Recommended treatment regimen using IV iron sucrose for initial repletion in children with iron deficiency anemia
| 1. Calculation of total iron deficit for initial repletion:[29] | |
| Total cumulative dose (mg) = [Target Hb − Actual Hb] × weight(kg) × 0.24 + [15 × weight(kg)] | |
| *Hb in g/dl | |
| 2. Dosing: | |
| a) Divide calculated total cumulate dose and give every 3-7 days until total dose is administered. | |
| b) Recommended maximum single dose is 300 mg or 7mg iron/kg to prevent adverse effects. | |
| 3. Administration: | |
| Children (>1month of age): | Dilute doses ≤ 100mg 1:1 with NS. Infuse over 30 min. |
| Dilute 200mg in 200 mL NS. Infuse over 1 hour. | |
| Dilute 300 in 250mL NS. Infuse over at least 1 ½ hours. | |
| Test dose: Not necessary. | |
We acknowledge several limitations of our analysis, given that it is retrospective.
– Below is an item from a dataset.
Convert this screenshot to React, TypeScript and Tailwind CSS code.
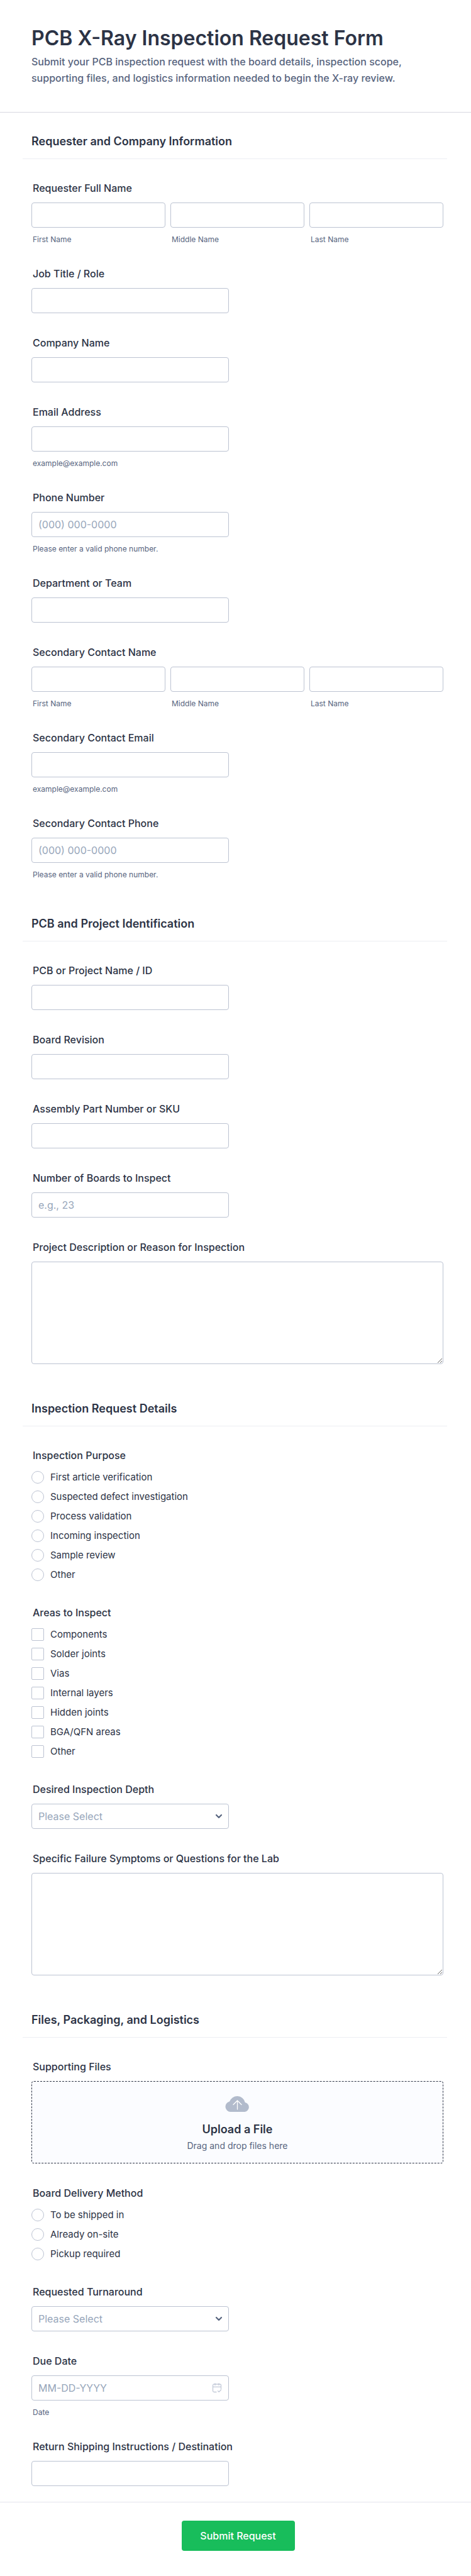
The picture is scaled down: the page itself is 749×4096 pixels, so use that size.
import { ChangeEvent, ReactNode, useState } from "react";

const fieldBox =
  "block w-full rounded-[4px] border border-[#bcc3d2] bg-white px-[10px] text-[16px] text-[#2c3345] placeholder:text-[#97a6ba]";
const labelText = "block px-[2px] text-[16px] leading-5 font-medium text-[#2c3345]";
const subLabelText = "mt-3 block px-[2px] text-[12px] leading-[14px] text-[#57647e]";

interface TextFieldProps {
  id: string;
  label: string;
  type?: string;
  placeholder?: string;
  hint?: string;
}

function TextField({ id, label, type = "text", placeholder, hint }: TextFieldProps) {
  return (
    <div className="w-[48%]">
      <label htmlFor={id} className={`${labelText} mb-[13px] whitespace-nowrap`}>
        {label}
      </label>
      <input id={id} type={type} placeholder={placeholder} className={`${fieldBox} h-10`} />
      {hint && <span className={subLabelText}>{hint}</span>}
    </div>
  );
}

function NameField({ id, label }: { id: string; label: string }) {
  return (
    <fieldset>
      <legend className={`${labelText} mb-[13px]`}>{label}</legend>
      <div className="grid grid-cols-3 gap-2">
        {["First Name", "Middle Name", "Last Name"].map((part, i) => (
          <div key={part}>
            <input id={`${id}-${i}`} type="text" className={`${fieldBox} h-10`} />
            <label htmlFor={`${id}-${i}`} className={subLabelText}>
              {part}
            </label>
          </div>
        ))}
      </div>
    </fieldset>
  );
}

function TextAreaField({ id, label }: { id: string; label: string }) {
  return (
    <div>
      <label htmlFor={id} className={`${labelText} mb-[13px]`}>
        {label}
      </label>
      <textarea id={id} className={`${fieldBox} h-[163px] py-2`} />
    </div>
  );
}

interface ChoiceFieldProps {
  name: string;
  label: string;
  type: "radio" | "checkbox";
  options: string[];
}

function ChoiceField({ name, label, type, options }: ChoiceFieldProps) {
  return (
    <fieldset className="pb-[3px]">
      <legend className={`${labelText} mb-[14px]`}>{label}</legend>
      <div className="flex flex-col items-start gap-[10px]">
        {options.map((option) => (
          <label
            key={option}
            className="flex h-[21px] items-center gap-[10px] text-[15px] leading-5 text-[#2c3345]"
          >
            <input
              type={type}
              name={name}
              value={option}
              className={`size-5 shrink-0 appearance-none border border-[#bcc3d2] bg-white checked:border-[#2c3345] checked:bg-[#2c3345] ${
                type === "radio" ? "rounded-full" : "rounded-[2px]"
              }`}
            />
            {option}
          </label>
        ))}
      </div>
    </fieldset>
  );
}

interface SelectFieldProps {
  id: string;
  label: string;
  options: string[];
}

function SelectField({ id, label, options }: SelectFieldProps) {
  const [value, setValue] = useState("");

  return (
    <div className="w-[48%]">
      <label htmlFor={id} className={`${labelText} mb-[13px]`}>
        {label}
      </label>
      <div className="relative">
        <select
          id={id}
          value={value}
          onChange={(e: ChangeEvent<HTMLSelectElement>) => setValue(e.target.value)}
          className={`${fieldBox} h-10 appearance-none ${value ? "" : "text-[#97a6ba]"}`}
        >
          <option value="">Please Select</option>
          {options.map((option) => (
            <option key={option}>{option}</option>
          ))}
        </select>
        <svg
          viewBox="0 0 12 8"
          className="pointer-events-none absolute top-4 right-[10px] h-2 w-3"
          fill="none"
          stroke="#57647e"
          strokeWidth="2.2"
          strokeLinecap="round"
          strokeLinejoin="round"
        >
          <path d="M2 2l4 4 4-4" />
        </svg>
      </div>
    </div>
  );
}

function DateField() {
  return (
    <div className="w-[48%]">
      <label htmlFor="due-date" className={`${labelText} mb-[13px]`}>
        Due Date
      </label>
      <div className="relative">
        <input
          id="due-date"
          type="text"
          placeholder="MM-DD-YYYY"
          className={`${fieldBox} h-10`}
        />
        <svg
          viewBox="0 0 16 16"
          className="pointer-events-none absolute top-3 right-[11px] size-4"
          fill="none"
          stroke="#c3cad8"
          strokeWidth="1.3"
          strokeLinecap="round"
          strokeLinejoin="round"
        >
          <path d="M7 14.500H3.500a2 2 0 0 1-2-2V4a2 2 0 0 1 2-2h9a2 2 0 0 1 2 2v5.500M1.500 6.300h13M5 .8v2.700M11 .8v2.700M9.500 12.700l1.700 1.600 3.300-3.300" />
        </svg>
      </div>
      <span className={subLabelText}>Date</span>
    </div>
  );
}

function UploadField() {
  return (
    <div>
      <span className={`${labelText} mb-[13px]`}>Supporting Files</span>
      <label
        htmlFor="files"
        className="flex h-[131px] cursor-pointer flex-col items-center rounded-[4px] border border-dashed border-[#2c3345] bg-[#fbfcff] pt-[22px]"
      >
        <svg viewBox="0 0 39 26" className="h-[26px] w-[39px]">
          <path
            d="M8.500 26A8.300 8.300 0 0 1 7 9.600A12.900 12.900 0 0 1 31.700 11A7.600 7.600 0 0 1 31.200 26Z"
            fill="#b2bbcc"
          />
          <path
            d="M19.500 22V8M13 14.500l6.500-6.500 6.500 6.500"
            fill="none"
            stroke="#fff"
            strokeWidth="1.3"
            strokeLinecap="round"
            strokeLinejoin="round"
          />
        </svg>
        <span className="mt-4 text-[18px] leading-6 font-semibold text-[#2c3345]">
          Upload a File
        </span>
        <span className="mt-1 text-[14px] leading-5 text-[#57647e]">
          Drag and drop files here
        </span>
        <input id="files" type="file" multiple className="sr-only" />
      </label>
    </div>
  );
}

function Section({ title, children }: { title: string; children: ReactNode }) {
  return (
    <section className="pt-[34px] pr-[38px] pb-[25px] pl-9">
      <h2 className="border-b border-[#eceef3] pb-[15px] pl-[14px] text-[18px] leading-6 font-semibold text-[#2c3345]">
        {title}
      </h2>
      <div className="flex flex-col gap-[37px] pt-9 pr-[6px] pl-[14px]">{children}</div>
    </section>
  );
}

export default function App() {
  return (
    <form
      className="w-full bg-white font-[Inter,sans-serif]"
      onSubmit={(e) => e.preventDefault()}
    >
      <header className="border-b border-[#d7d8e1] px-[50px] pt-[41px] pb-[41px]">
        <h1 className="text-[32px] leading-10 font-semibold text-[#2c3345]">
          PCB X-Ray Inspection Request Form
        </h1>
        <p className="mt-1 text-[16px] leading-[26px] font-medium text-[#57647e]">
          Submit your PCB inspection request with the board details, inspection scope,
          supporting files, and logistics information needed to begin the X-ray review.
        </p>
      </header>

      <Section title="Requester and Company Information">
        <NameField id="requester" label="Requester Full Name" />
        <TextField id="job-title" label="Job Title / Role" />
        <TextField id="company" label="Company Name" />
        <TextField id="email" label="Email Address" type="email" hint="example@example.com" />
        <TextField
          id="phone"
          label="Phone Number"
          type="tel"
          placeholder="(000) 000-0000"
          hint="Please enter a valid phone number."
        />
        <TextField id="department" label="Department or Team" />
        <NameField id="secondary" label="Secondary Contact Name" />
        <TextField
          id="secondary-email"
          label="Secondary Contact Email"
          type="email"
          hint="example@example.com"
        />
        <TextField
          id="secondary-phone"
          label="Secondary Contact Phone"
          type="tel"
          placeholder="(000) 000-0000"
          hint="Please enter a valid phone number."
        />
      </Section>

      <Section title="PCB and Project Identification">
        <TextField id="project" label="PCB or Project Name / ID" />
        <TextField id="revision" label="Board Revision" />
        <TextField id="sku" label="Assembly Part Number or SKU" />
        <TextField id="boards" label="Number of Boards to Inspect" placeholder="e.g., 23" />
        <TextAreaField id="description" label="Project Description or Reason for Inspection" />
      </Section>

      <Section title="Inspection Request Details">
        <ChoiceField
          name="purpose"
          label="Inspection Purpose"
          type="radio"
          options={[
            "First article verification",
            "Suspected defect investigation",
            "Process validation",
            "Incoming inspection",
            "Sample review",
            "Other",
          ]}
        />
        <ChoiceField
          name="areas"
          label="Areas to Inspect"
          type="checkbox"
          options={[
            "Components",
            "Solder joints",
            "Vias",
            "Internal layers",
            "Hidden joints",
            "BGA/QFN areas",
            "Other",
          ]}
        />
        <SelectField id="depth" label="Desired Inspection Depth" options={[]} />
        <TextAreaField
          id="symptoms"
          label="Specific Failure Symptoms or Questions for the Lab"
        />
      </Section>

      <Section title="Files, Packaging, and Logistics">
        <UploadField />
        <ChoiceField
          name="delivery"
          label="Board Delivery Method"
          type="radio"
          options={["To be shipped in", "Already on-site", "Pickup required"]}
        />
        <SelectField id="turnaround" label="Requested Turnaround" options={[]} />
        <DateField />
        <TextField id="return" label="Return Shipping Instructions / Destination" />
      </Section>

      <footer className="flex justify-center border-t border-[#e3e5ed] pt-[29px] pb-10 pl-2">
        <button
          type="submit"
          className="h-12 w-[180px] rounded-[4px] bg-[#18bd5b] text-[16px] font-medium text-white"
        >
          Submit Request
        </button>
      </footer>
    </form>
  );
}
Therefore the decision to treat and the dosing of iron sucrose, dependent on the individual treating physician, was not standardized. Side effect data are accordingly limited to comments recorded in the medical record and were not systematically collected. In addition, not all children had iron studies performed prior to initiation of iron therapy, so we are therefore unable to comment on the effect of iron sucrose on various iron measurements compared to the effects of oral iron therapy. Despite these limitations we believe that this study strongly supports the limited published data describing the use of IV iron preparations in children with iron deficiency in various clinical settings.
In conclusion, parenteral iron is a safe and effective means to treat and/or or prevent iron deficiency in children who 1) do not respond to oral iron due to intolerance or poor adherence, 2) cannot absorb oral iron due to congenital or acquired gastrointestinal disorders, and 3) who have ongoing blood loss making preventive oral supplementation ineffective. Prospective studies of IV iron preparations in children using standardized dosage guidelines are indicated to confirm and extend these results.
Acknowledgements
This work was supported in part by the North and Central Texas Clinical and Translational Science Initiative grants 5 KL2 RR024983-02 and 5 UL1 RR024982-02 (to SEC).